Your task:
Give back the full listing verbatim, apart from its images.

_ _ _ _ _

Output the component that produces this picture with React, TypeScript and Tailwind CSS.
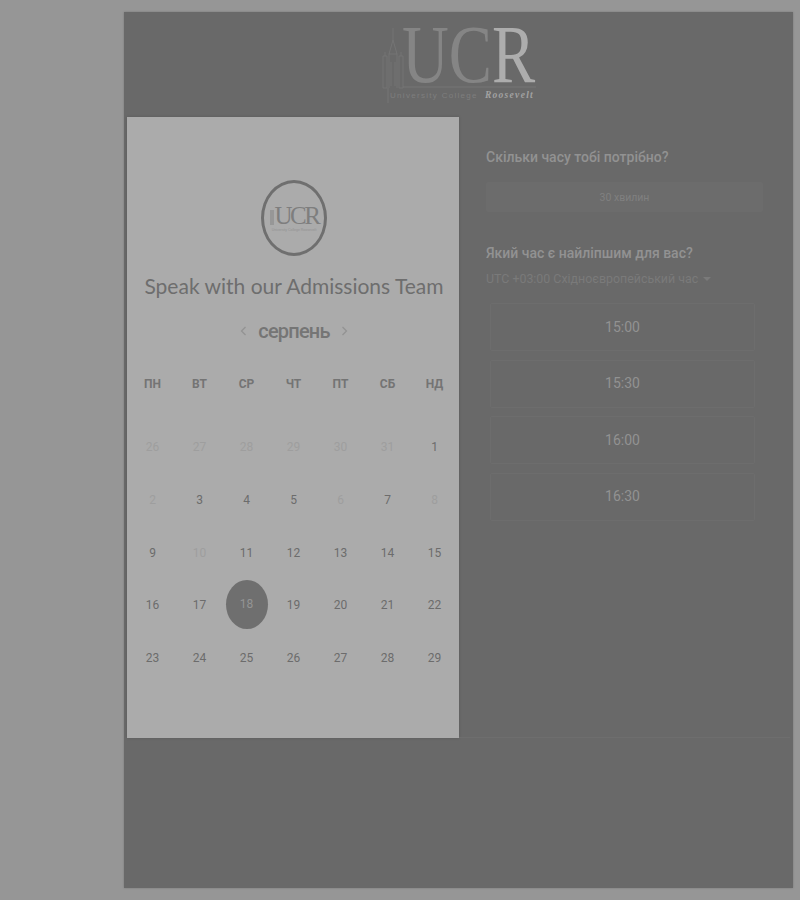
import React from "react";

type Day = { label: number; muted?: boolean; selected?: boolean };

const weekDays = ["ПН", "ВТ", "СР", "ЧТ", "ПТ", "СБ", "НД"];
const slots = ["15:00", "15:30", "16:00", "16:30"];

const days: Day[] = [
  { label: 26, muted: true },
  { label: 27, muted: true },
  { label: 28, muted: true },
  { label: 29, muted: true },
  { label: 30, muted: true },
  { label: 31, muted: true },
  { label: 1 },
  { label: 2, muted: true },
  { label: 3 },
  { label: 4 },
  { label: 5 },
  { label: 6, muted: true },
  { label: 7 },
  { label: 8, muted: true },
  { label: 9 },
  { label: 10, muted: true },
  { label: 11 },
  { label: 12 },
  { label: 13 },
  { label: 14 },
  { label: 15 },
  { label: 16 },
  { label: 17 },
  { label: 18, selected: true },
  { label: 19 },
  { label: 20 },
  { label: 21 },
  { label: 22 },
  { label: 23 },
  { label: 24 },
  { label: 25 },
  { label: 26 },
  { label: 27 },
  { label: 28 },
  { label: 29 },
];

const HeaderLogo = () => (
  <svg width="160" height="78" viewBox="0 0 160 78" fill="none">
    <path
      d="M13 2v12M13 14l-4 14h8zM9 28v34M17 28v34M3 30h4v32H3zM19 30h4v32h-4zM5 30v-4M21 30v-4M11 36v24M15 36v24"
      stroke="#7a7a7a"
      strokeWidth="0.7"
    />
    <path d="M23 61h133M8 62v15" stroke="#7d7d7d" strokeWidth="0.7" />
    <g transform="translate(22 56) scale(0.78 1)">
      <text fontFamily="Liberation Serif, serif" fontSize="83" fill="#858585">
        UC<tspan fill="#adadad">R</tspan>
      </text>
    </g>
    <text x="10" y="72" fontFamily="Liberation Sans, sans-serif" fontSize="8" letterSpacing="1.3" fill="#7e7e7e">
      University College
      <tspan dx="7" fontFamily="Liberation Serif, serif" fontStyle="italic" fontWeight="700" fontSize="9.5" letterSpacing="1.3" fill="#a2a2a2">
        Roosevelt
      </tspan>
    </text>
  </svg>
);

const BadgeLogo = () => (
  <div className="w-[66px] h-[76px] rounded-[50%] border-[3px] border-[#6f6f6f] flex flex-col items-center justify-center">
    <div className="flex items-center">
      <span className="w-[4px] h-[15px] bg-[#979797] mr-[1px] mt-[3px]" />
      <span className="font-['Liberation_Serif'] text-[25px] leading-none tracking-[-2.5px] text-[#7e7e7e]">UCR</span>
    </div>
    <span className="font-['Liberation_Sans'] text-[3.5px] leading-none text-[#929292] mt-[1px]">University College Roosevelt</span>
  </div>
);

const Calendar = () => (
  <section className="w-[332px] h-[621px] bg-[#ababab] shadow-[0_0_3px_rgba(0,0,0,0.15)] pl-[2px] flex flex-col">
    <div className="flex justify-center pt-[63px]">
      <BadgeLogo />
    </div>
    <h1 className="mt-[14px] text-center font-['Lato'] text-[21px] leading-[32px] text-[#6e6e6e] whitespace-nowrap opacity-[0.999]">
      Speak with our Admissions Team
    </h1>
    <div className="mt-[14px] flex items-center justify-center gap-[11px] h-[30px] font-['Roboto'] text-[#757575] opacity-[0.999]">
      <svg width="7" height="10" viewBox="0 0 7 10" fill="none" stroke="#929292" strokeWidth="1.2">
        <path d="M5.5 1 1.5 5l4 4" />
      </svg>
      <span className="text-[20px] font-medium tracking-[-0.8px]">серпень</span>
      <svg width="7" height="10" viewBox="0 0 7 10" fill="none" stroke="#929292" strokeWidth="1.2">
        <path d="M1.5 1l4 4-4 4" />
      </svg>
    </div>
    <div className="mt-[28px] grid grid-cols-[repeat(7,47px)] font-['Roboto'] text-[12px] font-bold text-[#747474] opacity-[0.999]">
      {weekDays.map((d) => (
        <div key={d} className="h-[20px] flex items-center justify-center">
          {d}
        </div>
      ))}
    </div>
    <div className="mt-[27px] grid grid-cols-[repeat(7,47px)] auto-rows-[52.7px] font-['Roboto'] text-[12px] opacity-[0.999]">
      {days.map((d, i) => (
        <div key={i} className="flex items-center justify-center">
          {d.selected ? (
            <span className="w-[42px] h-[49px] -mt-[2px] rounded-[50%] bg-[#6f6f6f] text-[#949494] flex items-center justify-center">
              {d.label}
            </span>
          ) : (
            <span className={d.muted ? "text-[#9e9e9e]" : "text-[#6c6c6c]"}>{d.label}</span>
          )}
        </div>
      ))}
    </div>
  </section>
);

const Booking = () => (
  <section className="w-[331px] h-[621px] pl-[27px] pt-[30px] font-['Roboto'] border-b border-[#6e6e6e]">
    <h2 className="text-[14px] leading-[20px] font-medium text-[#929292]">Скільки часу тобі потрібно?</h2>
    <div className="mt-[15px] w-[277px] h-[30px] rounded-[2px] bg-[#6c6c6c] flex items-center justify-center pt-[1px] text-[10.5px] text-[#808080]">
      30 хвилин
    </div>
    <h2 className="mt-[31px] text-[14px] leading-[20px] font-medium text-[#929292]">Який час є найліпшим для вас?</h2>
    <div className="mt-[8px] flex items-center gap-[5px] text-[12.4px] leading-[16px] text-[#7a7a7a]">
      <span>UTC +03:00 Східноєвропейський час</span>
      <span className="w-0 h-0 border-x-[4px] border-x-transparent border-t-[4px] border-t-[#7a7a7a]" />
    </div>
    <div className="mt-[16px] ml-[4px] w-[265px] flex flex-col gap-[8.5px]">
      {slots.map((s) => (
        <div key={s} className="h-[48px] rounded-[2px] border border-[#6d6d6d] flex items-center justify-center text-[14px] text-[#929292]">
          {s}
        </div>
      ))}
    </div>
  </section>
);

export default function App() {
  return (
    <div className="w-[800px] h-[900px] bg-[#969696] pt-[12px] pl-[124px] overflow-hidden">
      <main className="w-[669px] h-[876px] bg-[#696969] opacity-[0.999] shadow-[0_0_2px_rgba(0,0,0,0.2)] pl-[3px]">
        <header className="h-[105px] flex justify-center pt-[14px]">
          <HeaderLogo />
        </header>
        <div className="flex">
          <Calendar />
          <Booking />
        </div>
      </main>
    </div>
  );
}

_ _ _ _ _

Problem solution:
Output the component that produces this picture with React, TypeScript and Tailwind CSS.
import React from "react";

type Day = { label: number; muted?: boolean; selected?: boolean };

const weekDays = ["ПН", "ВТ", "СР", "ЧТ", "ПТ", "СБ", "НД"];
const slots = ["15:00", "15:30", "16:00", "16:30"];

const days: Day[] = [
  { label: 26, muted: true },
  { label: 27, muted: true },
  { label: 28, muted: true },
  { label: 29, muted: true },
  { label: 30, muted: true },
  { label: 31, muted: true },
  { label: 1 },
  { label: 2, muted: true },
  { label: 3 },
  { label: 4 },
  { label: 5 },
  { label: 6, muted: true },
  { label: 7 },
  { label: 8, muted: true },
  { label: 9 },
  { label: 10, muted: true },
  { label: 11 },
  { label: 12 },
  { label: 13 },
  { label: 14 },
  { label: 15 },
  { label: 16 },
  { label: 17 },
  { label: 18, selected: true },
  { label: 19 },
  { label: 20 },
  { label: 21 },
  { label: 22 },
  { label: 23 },
  { label: 24 },
  { label: 25 },
  { label: 26 },
  { label: 27 },
  { label: 28 },
  { label: 29 },
];

const HeaderLogo = () => (
  <svg width="160" height="78" viewBox="0 0 160 78" fill="none">
    <path
      d="M13 2v12M13 14l-4 14h8zM9 28v34M17 28v34M3 30h4v32H3zM19 30h4v32h-4zM5 30v-4M21 30v-4M11 36v24M15 36v24"
      stroke="#7a7a7a"
      strokeWidth="0.7"
    />
    <path d="M23 61h133M8 62v15" stroke="#7d7d7d" strokeWidth="0.7" />
    <g transform="translate(22 56) scale(0.78 1)">
      <text fontFamily="Liberation Serif, serif" fontSize="83" fill="#858585">
        UC<tspan fill="#adadad">R</tspan>
      </text>
    </g>
    <text x="10" y="72" fontFamily="Liberation Sans, sans-serif" fontSize="8" letterSpacing="1.3" fill="#7e7e7e">
      University College
      <tspan dx="7" fontFamily="Liberation Serif, serif" fontStyle="italic" fontWeight="700" fontSize="9.5" letterSpacing="1.3" fill="#a2a2a2">
        Roosevelt
      </tspan>
    </text>
  </svg>
);

const BadgeLogo = () => (
  <div className="w-[66px] h-[76px] rounded-[50%] border-[3px] border-[#6f6f6f] flex flex-col items-center justify-center">
    <div className="flex items-center">
      <span className="w-[4px] h-[15px] bg-[#979797] mr-[1px] mt-[3px]" />
      <span className="font-['Liberation_Serif'] text-[25px] leading-none tracking-[-2.5px] text-[#7e7e7e]">UCR</span>
    </div>
    <span className="font-['Liberation_Sans'] text-[3.5px] leading-none text-[#929292] mt-[1px]">University College Roosevelt</span>
  </div>
);

const Calendar = () => (
  <section className="w-[332px] h-[621px] bg-[#ababab] shadow-[0_0_3px_rgba(0,0,0,0.15)] pl-[2px] flex flex-col">
    <div className="flex justify-center pt-[63px]">
      <BadgeLogo />
    </div>
    <h1 className="mt-[14px] text-center font-['Lato'] text-[21px] leading-[32px] text-[#6e6e6e] whitespace-nowrap opacity-[0.999]">
      Speak with our Admissions Team
    </h1>
    <div className="mt-[14px] flex items-center justify-center gap-[11px] h-[30px] font-['Roboto'] text-[#757575] opacity-[0.999]">
      <svg width="7" height="10" viewBox="0 0 7 10" fill="none" stroke="#929292" strokeWidth="1.2">
        <path d="M5.5 1 1.5 5l4 4" />
      </svg>
      <span className="text-[20px] font-medium tracking-[-0.8px]">серпень</span>
      <svg width="7" height="10" viewBox="0 0 7 10" fill="none" stroke="#929292" strokeWidth="1.2">
        <path d="M1.5 1l4 4-4 4" />
      </svg>
    </div>
    <div className="mt-[28px] grid grid-cols-[repeat(7,47px)] font-['Roboto'] text-[12px] font-bold text-[#747474] opacity-[0.999]">
      {weekDays.map((d) => (
        <div key={d} className="h-[20px] flex items-center justify-center">
          {d}
        </div>
      ))}
    </div>
    <div className="mt-[27px] grid grid-cols-[repeat(7,47px)] auto-rows-[52.7px] font-['Roboto'] text-[12px] opacity-[0.999]">
      {days.map((d, i) => (
        <div key={i} className="flex items-center justify-center">
          {d.selected ? (
            <span className="w-[42px] h-[49px] -mt-[2px] rounded-[50%] bg-[#6f6f6f] text-[#949494] flex items-center justify-center">
              {d.label}
            </span>
          ) : (
            <span className={d.muted ? "text-[#9e9e9e]" : "text-[#6c6c6c]"}>{d.label}</span>
          )}
        </div>
      ))}
    </div>
  </section>
);

const Booking = () => (
  <section className="w-[331px] h-[621px] pl-[27px] pt-[30px] font-['Roboto'] border-b border-[#6e6e6e]">
    <h2 className="text-[14px] leading-[20px] font-medium text-[#929292]">Скільки часу тобі потрібно?</h2>
    <div className="mt-[15px] w-[277px] h-[30px] rounded-[2px] bg-[#6c6c6c] flex items-center justify-center pt-[1px] text-[10.5px] text-[#808080]">
      30 хвилин
    </div>
    <h2 className="mt-[31px] text-[14px] leading-[20px] font-medium text-[#929292]">Який час є найліпшим для вас?</h2>
    <div className="mt-[8px] flex items-center gap-[5px] text-[12.4px] leading-[16px] text-[#7a7a7a]">
      <span>UTC +03:00 Східноєвропейський час</span>
      <span className="w-0 h-0 border-x-[4px] border-x-transparent border-t-[4px] border-t-[#7a7a7a]" />
    </div>
    <div className="mt-[16px] ml-[4px] w-[265px] flex flex-col gap-[8.5px]">
      {slots.map((s) => (
        <div key={s} className="h-[48px] rounded-[2px] border border-[#6d6d6d] flex items-center justify-center text-[14px] text-[#929292]">
          {s}
        </div>
      ))}
    </div>
  </section>
);

export default function App() {
  return (
    <div className="w-[800px] h-[900px] bg-[#969696] pt-[12px] pl-[124px] overflow-hidden">
      <main className="w-[669px] h-[876px] bg-[#696969] opacity-[0.999] shadow-[0_0_2px_rgba(0,0,0,0.2)] pl-[3px]">
        <header className="h-[105px] flex justify-center pt-[14px]">
          <HeaderLogo />
        </header>
        <div className="flex">
          <Calendar />
          <Booking />
        </div>
      </main>
    </div>
  );
}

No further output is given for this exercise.